Retype every line from the start of the data down to and including the line with "px-[2px] text-[7px] leading-[10px]". Skip the pictures.

** Begin **

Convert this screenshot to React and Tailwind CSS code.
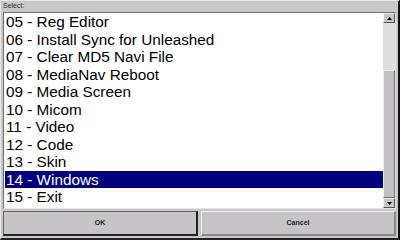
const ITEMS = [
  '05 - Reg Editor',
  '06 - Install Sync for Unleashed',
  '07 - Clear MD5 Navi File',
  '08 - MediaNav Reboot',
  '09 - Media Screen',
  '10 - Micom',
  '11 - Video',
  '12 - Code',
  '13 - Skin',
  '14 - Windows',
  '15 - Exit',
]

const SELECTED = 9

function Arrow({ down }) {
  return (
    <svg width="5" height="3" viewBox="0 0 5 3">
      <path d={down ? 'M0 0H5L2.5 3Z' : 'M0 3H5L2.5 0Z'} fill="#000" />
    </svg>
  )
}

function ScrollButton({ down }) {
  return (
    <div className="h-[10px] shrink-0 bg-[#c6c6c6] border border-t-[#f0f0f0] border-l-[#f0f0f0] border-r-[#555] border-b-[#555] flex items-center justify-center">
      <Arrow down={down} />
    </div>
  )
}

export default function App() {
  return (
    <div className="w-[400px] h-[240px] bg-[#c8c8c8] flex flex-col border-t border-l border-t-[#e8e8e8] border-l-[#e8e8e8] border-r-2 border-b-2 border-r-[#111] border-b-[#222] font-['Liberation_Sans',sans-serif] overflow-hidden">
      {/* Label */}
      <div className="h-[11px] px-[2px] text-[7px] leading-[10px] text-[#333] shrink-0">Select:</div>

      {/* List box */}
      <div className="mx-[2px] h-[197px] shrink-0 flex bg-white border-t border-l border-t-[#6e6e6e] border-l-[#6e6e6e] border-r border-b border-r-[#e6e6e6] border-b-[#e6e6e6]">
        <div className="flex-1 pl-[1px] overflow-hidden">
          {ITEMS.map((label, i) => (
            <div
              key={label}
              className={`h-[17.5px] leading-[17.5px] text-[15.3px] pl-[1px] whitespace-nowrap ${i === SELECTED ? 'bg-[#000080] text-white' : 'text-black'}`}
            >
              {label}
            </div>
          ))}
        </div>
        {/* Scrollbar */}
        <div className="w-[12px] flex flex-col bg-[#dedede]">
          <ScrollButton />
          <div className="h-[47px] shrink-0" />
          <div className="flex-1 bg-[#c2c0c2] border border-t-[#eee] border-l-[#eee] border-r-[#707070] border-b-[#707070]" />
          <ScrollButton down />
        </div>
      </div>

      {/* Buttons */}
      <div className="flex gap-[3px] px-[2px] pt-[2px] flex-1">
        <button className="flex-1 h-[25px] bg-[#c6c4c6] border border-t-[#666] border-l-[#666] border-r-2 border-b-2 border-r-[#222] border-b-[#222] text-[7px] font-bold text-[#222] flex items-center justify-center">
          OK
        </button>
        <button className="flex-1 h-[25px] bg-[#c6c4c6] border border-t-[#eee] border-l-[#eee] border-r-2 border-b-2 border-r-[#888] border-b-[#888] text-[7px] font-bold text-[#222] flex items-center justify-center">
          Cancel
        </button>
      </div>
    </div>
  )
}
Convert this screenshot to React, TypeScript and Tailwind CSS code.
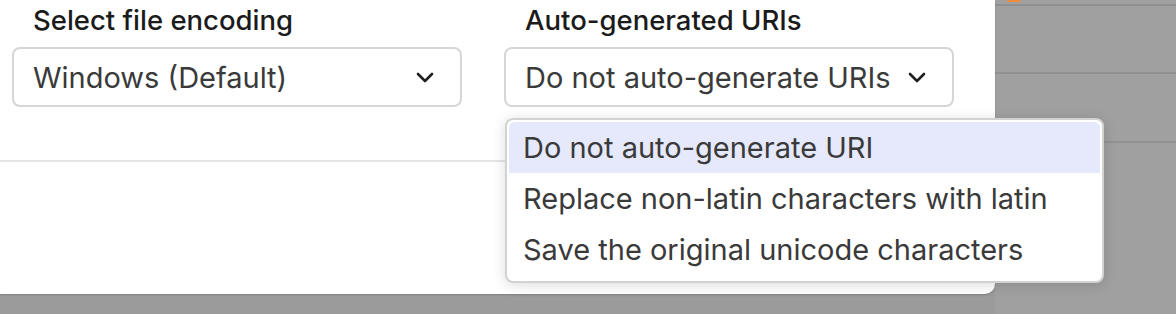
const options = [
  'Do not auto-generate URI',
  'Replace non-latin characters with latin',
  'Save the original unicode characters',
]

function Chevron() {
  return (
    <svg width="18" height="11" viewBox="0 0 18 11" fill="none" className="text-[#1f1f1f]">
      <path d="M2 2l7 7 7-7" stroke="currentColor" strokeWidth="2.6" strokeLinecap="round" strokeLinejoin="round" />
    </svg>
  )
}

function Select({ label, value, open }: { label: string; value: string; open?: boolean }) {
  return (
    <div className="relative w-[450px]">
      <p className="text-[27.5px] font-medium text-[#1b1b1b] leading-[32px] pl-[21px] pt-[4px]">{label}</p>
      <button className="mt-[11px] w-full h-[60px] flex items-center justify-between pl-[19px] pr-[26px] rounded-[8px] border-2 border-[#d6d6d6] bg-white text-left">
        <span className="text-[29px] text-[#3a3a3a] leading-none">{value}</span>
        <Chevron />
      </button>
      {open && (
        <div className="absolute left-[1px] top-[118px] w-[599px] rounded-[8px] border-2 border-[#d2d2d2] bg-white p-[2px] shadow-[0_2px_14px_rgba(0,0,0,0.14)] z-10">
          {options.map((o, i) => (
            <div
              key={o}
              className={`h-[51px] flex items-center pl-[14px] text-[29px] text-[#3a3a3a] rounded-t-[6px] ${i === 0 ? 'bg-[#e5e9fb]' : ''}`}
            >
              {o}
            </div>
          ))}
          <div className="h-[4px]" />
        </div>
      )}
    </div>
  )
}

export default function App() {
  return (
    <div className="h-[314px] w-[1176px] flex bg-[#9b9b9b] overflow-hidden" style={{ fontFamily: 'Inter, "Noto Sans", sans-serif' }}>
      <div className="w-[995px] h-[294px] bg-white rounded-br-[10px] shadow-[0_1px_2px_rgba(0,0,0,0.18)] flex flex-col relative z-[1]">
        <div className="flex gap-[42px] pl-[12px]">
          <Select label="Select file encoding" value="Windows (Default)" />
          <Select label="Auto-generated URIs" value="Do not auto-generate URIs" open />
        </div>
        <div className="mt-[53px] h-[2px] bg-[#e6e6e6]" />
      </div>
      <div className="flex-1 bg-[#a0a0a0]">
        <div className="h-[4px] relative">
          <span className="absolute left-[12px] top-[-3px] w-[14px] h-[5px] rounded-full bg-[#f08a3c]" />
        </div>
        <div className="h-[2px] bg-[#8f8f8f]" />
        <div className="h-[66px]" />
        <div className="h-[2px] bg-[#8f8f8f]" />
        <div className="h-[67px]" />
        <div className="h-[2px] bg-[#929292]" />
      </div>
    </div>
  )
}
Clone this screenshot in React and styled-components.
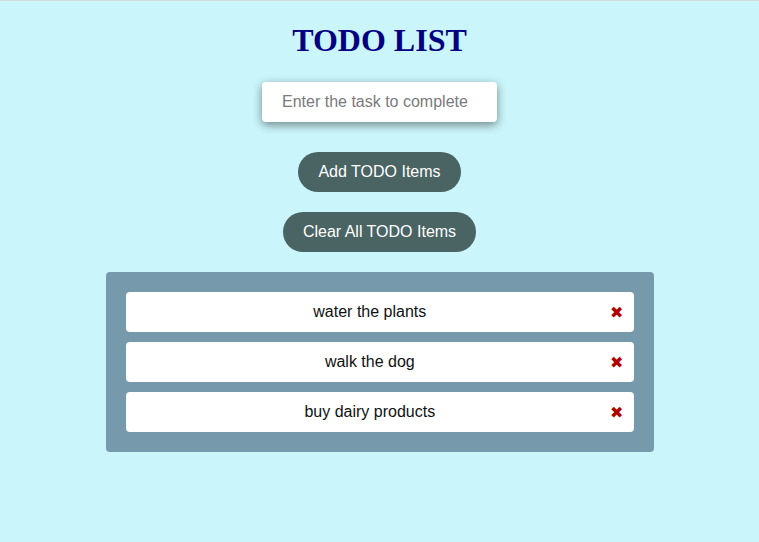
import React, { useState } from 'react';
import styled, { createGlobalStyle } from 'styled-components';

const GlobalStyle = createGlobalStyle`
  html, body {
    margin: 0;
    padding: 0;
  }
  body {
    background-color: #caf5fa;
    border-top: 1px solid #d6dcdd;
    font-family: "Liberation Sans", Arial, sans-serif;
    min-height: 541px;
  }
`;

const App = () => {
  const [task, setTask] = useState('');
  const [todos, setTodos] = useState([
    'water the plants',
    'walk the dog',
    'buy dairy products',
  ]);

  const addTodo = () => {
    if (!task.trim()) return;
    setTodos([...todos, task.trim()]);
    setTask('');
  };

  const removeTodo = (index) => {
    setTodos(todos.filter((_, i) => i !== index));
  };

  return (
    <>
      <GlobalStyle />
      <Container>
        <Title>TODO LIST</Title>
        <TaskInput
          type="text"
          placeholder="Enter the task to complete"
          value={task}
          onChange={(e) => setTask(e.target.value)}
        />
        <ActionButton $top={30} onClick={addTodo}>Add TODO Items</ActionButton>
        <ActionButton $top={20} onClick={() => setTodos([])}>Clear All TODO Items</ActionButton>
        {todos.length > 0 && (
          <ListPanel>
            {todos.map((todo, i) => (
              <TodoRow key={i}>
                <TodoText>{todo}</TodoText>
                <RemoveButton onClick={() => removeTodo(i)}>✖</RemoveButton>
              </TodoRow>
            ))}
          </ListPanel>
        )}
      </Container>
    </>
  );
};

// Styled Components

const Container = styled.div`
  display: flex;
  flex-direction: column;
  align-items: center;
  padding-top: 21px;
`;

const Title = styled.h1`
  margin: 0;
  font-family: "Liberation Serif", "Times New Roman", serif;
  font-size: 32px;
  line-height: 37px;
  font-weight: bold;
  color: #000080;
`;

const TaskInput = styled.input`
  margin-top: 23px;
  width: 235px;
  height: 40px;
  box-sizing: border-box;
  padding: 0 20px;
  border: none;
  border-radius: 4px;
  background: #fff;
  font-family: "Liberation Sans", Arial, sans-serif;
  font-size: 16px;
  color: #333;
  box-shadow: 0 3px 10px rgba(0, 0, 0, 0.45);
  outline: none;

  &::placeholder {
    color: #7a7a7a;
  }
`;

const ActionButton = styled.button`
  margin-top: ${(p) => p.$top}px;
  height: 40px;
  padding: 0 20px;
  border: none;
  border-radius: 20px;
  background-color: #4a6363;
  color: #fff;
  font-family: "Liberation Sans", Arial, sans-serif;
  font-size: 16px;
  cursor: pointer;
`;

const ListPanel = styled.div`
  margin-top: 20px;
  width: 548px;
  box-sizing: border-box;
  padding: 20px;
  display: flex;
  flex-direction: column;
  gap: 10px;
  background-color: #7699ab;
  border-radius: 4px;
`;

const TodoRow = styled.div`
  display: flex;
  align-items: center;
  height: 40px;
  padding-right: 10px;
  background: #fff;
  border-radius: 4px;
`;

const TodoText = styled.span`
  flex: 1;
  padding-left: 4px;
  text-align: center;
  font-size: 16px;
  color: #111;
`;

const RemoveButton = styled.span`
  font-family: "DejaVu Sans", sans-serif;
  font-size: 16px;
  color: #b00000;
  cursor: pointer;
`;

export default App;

** End **

#### [Correct output]
Convert this screenshot to React and Tailwind CSS code.
const ITEMS = [
  '05 - Reg Editor',
  '06 - Install Sync for Unleashed',
  '07 - Clear MD5 Navi File',
  '08 - MediaNav Reboot',
  '09 - Media Screen',
  '10 - Micom',
  '11 - Video',
  '12 - Code',
  '13 - Skin',
  '14 - Windows',
  '15 - Exit',
]

const SELECTED = 9

function Arrow({ down }) {
  return (
    <svg width="5" height="3" viewBox="0 0 5 3">
      <path d={down ? 'M0 0H5L2.5 3Z' : 'M0 3H5L2.5 0Z'} fill="#000" />
    </svg>
  )
}

function ScrollButton({ down }) {
  return (
    <div className="h-[10px] shrink-0 bg-[#c6c6c6] border border-t-[#f0f0f0] border-l-[#f0f0f0] border-r-[#555] border-b-[#555] flex items-center justify-center">
      <Arrow down={down} />
    </div>
  )
}

export default function App() {
  return (
    <div className="w-[400px] h-[240px] bg-[#c8c8c8] flex flex-col border-t border-l border-t-[#e8e8e8] border-l-[#e8e8e8] border-r-2 border-b-2 border-r-[#111] border-b-[#222] font-['Liberation_Sans',sans-serif] overflow-hidden">
      {/* Label */}
      <div className="h-[11px] px-[2px] text-[7px] leading-[10px] text-[#333] shrink-0">Select:</div>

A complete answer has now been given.